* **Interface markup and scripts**
• • • • •

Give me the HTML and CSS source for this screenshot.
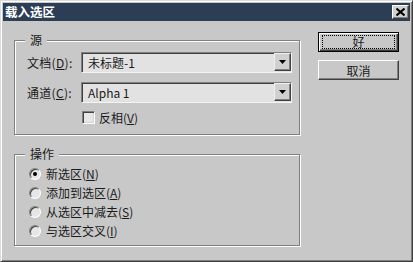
FILE: index.html
```html
<!DOCTYPE html>
<html lang="zh-CN">
<head>
<meta charset="utf-8">
<title>载入选区</title>
<link rel="stylesheet" href="styles.css">
</head>
<body>
<div class="window">
  <div class="titlebar">
    <span class="title">载入选区</span>
    <button class="close" aria-label="关闭">
      <svg width="9" height="8" viewBox="0 0 9 8"><path d="M0.5 0.5L8.5 7.5M8.5 0.5L0.5 7.5" stroke="#000" stroke-width="2"/></svg>
    </button>
  </div>
  <div class="content">
    <div class="main">
      <div class="group group-source">
        <span class="group-title">源</span>
        <div class="row">
          <span class="label">文档(<u>D</u>):</span>
          <div class="select"><span class="value">未标题-1</span><span class="arrow"><svg width="7" height="4" viewBox="0 0 7 4"><path d="M0 0H7L3.5 4Z"/></svg></span></div>
        </div>
        <div class="row row-second">
          <span class="label">通道(<u>C</u>):</span>
          <div class="select"><span class="value">Alpha 1</span><span class="arrow"><svg width="7" height="4" viewBox="0 0 7 4"><path d="M0 0H7L3.5 4Z"/></svg></span></div>
        </div>
        <div class="check-row">
          <span class="checkbox"></span>
          <span class="check-label">反相(<u>V</u>)</span>
        </div>
      </div>
      <div class="group group-op">
        <span class="group-title">操作</span>
        <div class="radio-row"><span class="radio checked"></span>新选区(<u>N</u>)</div>
        <div class="radio-row"><span class="radio"></span>添加到选区(<u>A</u>)</div>
        <div class="radio-row"><span class="radio"></span>从选区中减去(<u>S</u>)</div>
        <div class="radio-row"><span class="radio"></span>与选区交叉(<u>I</u>)</div>
      </div>
    </div>
    <div class="buttons">
      <button class="btn btn-default"><span class="focus">好</span></button>
      <button class="btn"><span class="plain">取消</span></button>
    </div>
  </div>
</div>
</body>
</html>
```
FILE: styles.css
```css
* { box-sizing: border-box; }
html, body { margin: 0; padding: 0; background: #c8c8c8; }
body {
  font-family: "Noto Sans CJK SC", "Noto Sans", sans-serif;
  font-size: 12px;
  color: #1a1a1a;
}
u { text-decoration: underline; text-underline-offset: 1px; }

.window {
  width: 413px;
  height: 262px;
  background: #c8c8c8;
  border: 1px solid;
  border-color: #dcdcdc #404040 #404040 #dcdcdc;
  box-shadow: inset 1px 1px #ffffff, inset -1px -1px #808080;
  padding: 2px;
  display: flex;
  flex-direction: column;
}

.titlebar {
  height: 18px;
  background: #2b3e55;
  display: flex;
  align-items: center;
  justify-content: space-between;
  padding: 0 1px 0 2px;
}
.title {
  color: #ffffff;
  font-weight: bold;
  font-size: 12.5px;
  line-height: 18px;
}
.close {
  width: 17px;
  height: 14px;
  padding: 0;
  background: #d0d0d0;
  border: 1px solid;
  border-color: #ffffff #404040 #404040 #ffffff;
  box-shadow: inset -1px -1px #808080;
  display: flex;
  align-items: center;
  justify-content: center;
}

.content {
  display: flex;
  gap: 18px;
  padding: 11px 0 0 11px;
}
.main {
  width: 286px;
  display: flex;
  flex-direction: column;
}

.group {
  position: relative;
  border: 1px solid #808080;
  box-shadow: inset 1px 1px #ffffff, 1px 1px #ffffff;
  margin-top: 8px;
}
.group-title {
  position: absolute;
  top: -9px;
  left: 10px;
  padding: 0 5px;
  background: #c8c8c8;
  line-height: 16px;
}

.group-source {
  height: 95px;
  padding: 11px 7px 0 12px;
}
.row {
  display: flex;
  align-items: center;
  height: 21px;
}
.row-second { margin-top: 9px; }
.label {
  width: 54px;
  white-space: nowrap;
  letter-spacing: 0.3px;
}
.select {
  width: 211px;
  height: 21px;
  background: #e2e2e2;
  border: 1px solid;
  border-color: #808080 #f4f4f4 #f4f4f4 #808080;
  box-shadow: inset 1px 1px #404040;
  display: flex;
  align-items: flex-start;
  padding-left: 6px;
}
.value {
  line-height: 19px;
}
.arrow {
  margin-left: auto;
  width: 17px;
  height: 18px;
  background: #d0d0d0;
  border: 1px solid;
  border-color: #f0f0f0 #404040 #404040 #f0f0f0;
  box-shadow: inset -1px -1px #808080;
  display: flex;
  align-items: center;
  justify-content: center;
}
.arrow svg { fill: #000000; display: block; }

.check-row {
  display: flex;
  align-items: center;
  height: 13px;
  margin-top: 8px;
  margin-left: 55px;
  gap: 4px;
}
.checkbox {
  width: 13px;
  height: 13px;
  background: #e6e6e6;
  border: 1px solid;
  border-color: #808080 #ffffff #ffffff #808080;
  box-shadow: inset 1px 1px #404040, inset -1px -1px #d4d4d4;
}
.check-label { line-height: 16px; }

.group-op {
  margin-top: 19px;
  height: 92px;
  padding: 9px 7px 0 14px;
}
.radio-row {
  display: flex;
  align-items: center;
  height: 19px;
  white-space: nowrap;
}
.radio {
  position: relative;
  width: 12px;
  height: 12px;
  margin-right: 5px;
  border-radius: 50%;
  background: #e6e6e6;
  border: 1px solid;
  border-color: #808080 #ffffff #ffffff #808080;
  box-shadow: inset 1px 1px #404040;
}
.radio.checked::after {
  content: "";
  position: absolute;
  left: 3px;
  top: 3px;
  width: 4px;
  height: 4px;
  border-radius: 50%;
  background: #000000;
}

.buttons {
  display: flex;
  flex-direction: column;
  gap: 8px;
}
.btn {
  width: 81px;
  height: 20px;
  padding: 0;
  background: #c8c8c8;
  font-family: "Noto Sans CJK SC", "Noto Sans", sans-serif;
  font-size: 12px;
  color: #1a1a1a;
  border: 1px solid;
  border-color: #ffffff #404040 #404040 #ffffff;
  box-shadow: inset -1px -1px #808080;
  display: flex;
  align-items: stretch;
}
.btn-default {
  border: 1px solid #000000;
  box-shadow: inset 1px 1px #ffffff, inset -1px -1px #404040, inset -2px -2px #808080;
  padding: 2px 3px 2px 3px;
}
.focus {
  flex: 1;
  border: 1px dotted #000000;
  display: flex;
  align-items: center;
  justify-content: center;
  line-height: 14px;
}
.plain {
  flex: 1;
  display: flex;
  align-items: center;
  justify-content: center;
}
```
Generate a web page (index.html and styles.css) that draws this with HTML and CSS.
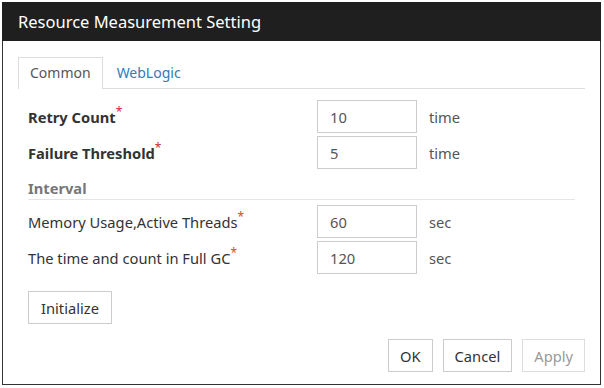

• • • • •

* **DIRECTIVE**
Repeat the material above verbatim. Leave the pictures behind.

* **TASK RESULT**
Give me the HTML and CSS source for this screenshot.
FILE: index.html
```html
<!DOCTYPE html>
<html lang="zh-CN">
<head>
<meta charset="utf-8">
<title>载入选区</title>
<link rel="stylesheet" href="styles.css">
</head>
<body>
<div class="window">
  <div class="titlebar">
    <span class="title">载入选区</span>
    <button class="close" aria-label="关闭">
      <svg width="9" height="8" viewBox="0 0 9 8"><path d="M0.5 0.5L8.5 7.5M8.5 0.5L0.5 7.5" stroke="#000" stroke-width="2"/></svg>
    </button>
  </div>
  <div class="content">
    <div class="main">
      <div class="group group-source">
        <span class="group-title">源</span>
        <div class="row">
          <span class="label">文档(<u>D</u>):</span>
          <div class="select"><span class="value">未标题-1</span><span class="arrow"><svg width="7" height="4" viewBox="0 0 7 4"><path d="M0 0H7L3.5 4Z"/></svg></span></div>
        </div>
        <div class="row row-second">
          <span class="label">通道(<u>C</u>):</span>
          <div class="select"><span class="value">Alpha 1</span><span class="arrow"><svg width="7" height="4" viewBox="0 0 7 4"><path d="M0 0H7L3.5 4Z"/></svg></span></div>
        </div>
        <div class="check-row">
          <span class="checkbox"></span>
          <span class="check-label">反相(<u>V</u>)</span>
        </div>
      </div>
      <div class="group group-op">
        <span class="group-title">操作</span>
        <div class="radio-row"><span class="radio checked"></span>新选区(<u>N</u>)</div>
        <div class="radio-row"><span class="radio"></span>添加到选区(<u>A</u>)</div>
        <div class="radio-row"><span class="radio"></span>从选区中减去(<u>S</u>)</div>
        <div class="radio-row"><span class="radio"></span>与选区交叉(<u>I</u>)</div>
      </div>
    </div>
    <div class="buttons">
      <button class="btn btn-default"><span class="focus">好</span></button>
      <button class="btn"><span class="plain">取消</span></button>
    </div>
  </div>
</div>
</body>
</html>
```
FILE: styles.css
```css
* { box-sizing: border-box; }
html, body { margin: 0; padding: 0; background: #c8c8c8; }
body {
  font-family: "Noto Sans CJK SC", "Noto Sans", sans-serif;
  font-size: 12px;
  color: #1a1a1a;
}
u { text-decoration: underline; text-underline-offset: 1px; }

.window {
  width: 413px;
  height: 262px;
  background: #c8c8c8;
  border: 1px solid;
  border-color: #dcdcdc #404040 #404040 #dcdcdc;
  box-shadow: inset 1px 1px #ffffff, inset -1px -1px #808080;
  padding: 2px;
  display: flex;
  flex-direction: column;
}

.titlebar {
  height: 18px;
  background: #2b3e55;
  display: flex;
  align-items: center;
  justify-content: space-between;
  padding: 0 1px 0 2px;
}
.title {
  color: #ffffff;
  font-weight: bold;
  font-size: 12.5px;
  line-height: 18px;
}
.close {
  width: 17px;
  height: 14px;
  padding: 0;
  background: #d0d0d0;
  border: 1px solid;
  border-color: #ffffff #404040 #404040 #ffffff;
  box-shadow: inset -1px -1px #808080;
  display: flex;
  align-items: center;
  justify-content: center;
}

.content {
  display: flex;
  gap: 18px;
  padding: 11px 0 0 11px;
}
.main {
  width: 286px;
  display: flex;
  flex-direction: column;
}

.group {
  position: relative;
  border: 1px solid #808080;
  box-shadow: inset 1px 1px #ffffff, 1px 1px #ffffff;
  margin-top: 8px;
}
.group-title {
  position: absolute;
  top: -9px;
  left: 10px;
  padding: 0 5px;
  background: #c8c8c8;
  line-height: 16px;
}

.group-source {
  height: 95px;
  padding: 11px 7px 0 12px;
}
.row {
  display: flex;
  align-items: center;
  height: 21px;
}
.row-second { margin-top: 9px; }
.label {
  width: 54px;
  white-space: nowrap;
  letter-spacing: 0.3px;
}
.select {
  width: 211px;
  height: 21px;
  background: #e2e2e2;
  border: 1px solid;
  border-color: #808080 #f4f4f4 #f4f4f4 #808080;
  box-shadow: inset 1px 1px #404040;
  display: flex;
  align-items: flex-start;
  padding-left: 6px;
}
.value {
  line-height: 19px;
}
.arrow {
  margin-left: auto;
  width: 17px;
  height: 18px;
  background: #d0d0d0;
  border: 1px solid;
  border-color: #f0f0f0 #404040 #404040 #f0f0f0;
  box-shadow: inset -1px -1px #808080;
  display: flex;
  align-items: center;
  justify-content: center;
}
.arrow svg { fill: #000000; display: block; }

.check-row {
  display: flex;
  align-items: center;
  height: 13px;
  margin-top: 8px;
  margin-left: 55px;
  gap: 4px;
}
.checkbox {
  width: 13px;
  height: 13px;
  background: #e6e6e6;
  border: 1px solid;
  border-color: #808080 #ffffff #ffffff #808080;
  box-shadow: inset 1px 1px #404040, inset -1px -1px #d4d4d4;
}
.check-label { line-height: 16px; }

.group-op {
  margin-top: 19px;
  height: 92px;
  padding: 9px 7px 0 14px;
}
.radio-row {
  display: flex;
  align-items: center;
  height: 19px;
  white-space: nowrap;
}
.radio {
  position: relative;
  width: 12px;
  height: 12px;
  margin-right: 5px;
  border-radius: 50%;
  background: #e6e6e6;
  border: 1px solid;
  border-color: #808080 #ffffff #ffffff #808080;
  box-shadow: inset 1px 1px #404040;
}
.radio.checked::after {
  content: "";
  position: absolute;
  left: 3px;
  top: 3px;
  width: 4px;
  height: 4px;
  border-radius: 50%;
  background: #000000;
}

.buttons {
  display: flex;
  flex-direction: column;
  gap: 8px;
}
.btn {
  width: 81px;
  height: 20px;
  padding: 0;
  background: #c8c8c8;
  font-family: "Noto Sans CJK SC", "Noto Sans", sans-serif;
  font-size: 12px;
  color: #1a1a1a;
  border: 1px solid;
  border-color: #ffffff #404040 #404040 #ffffff;
  box-shadow: inset -1px -1px #808080;
  display: flex;
  align-items: stretch;
}
.btn-default {
  border: 1px solid #000000;
  box-shadow: inset 1px 1px #ffffff, inset -1px -1px #404040, inset -2px -2px #808080;
  padding: 2px 3px 2px 3px;
}
.focus {
  flex: 1;
  border: 1px dotted #000000;
  display: flex;
  align-items: center;
  justify-content: center;
  line-height: 14px;
}
.plain {
  flex: 1;
  display: flex;
  align-items: center;
  justify-content: center;
}
```
Generate a web page (index.html and styles.css) that draws this with HTML and CSS.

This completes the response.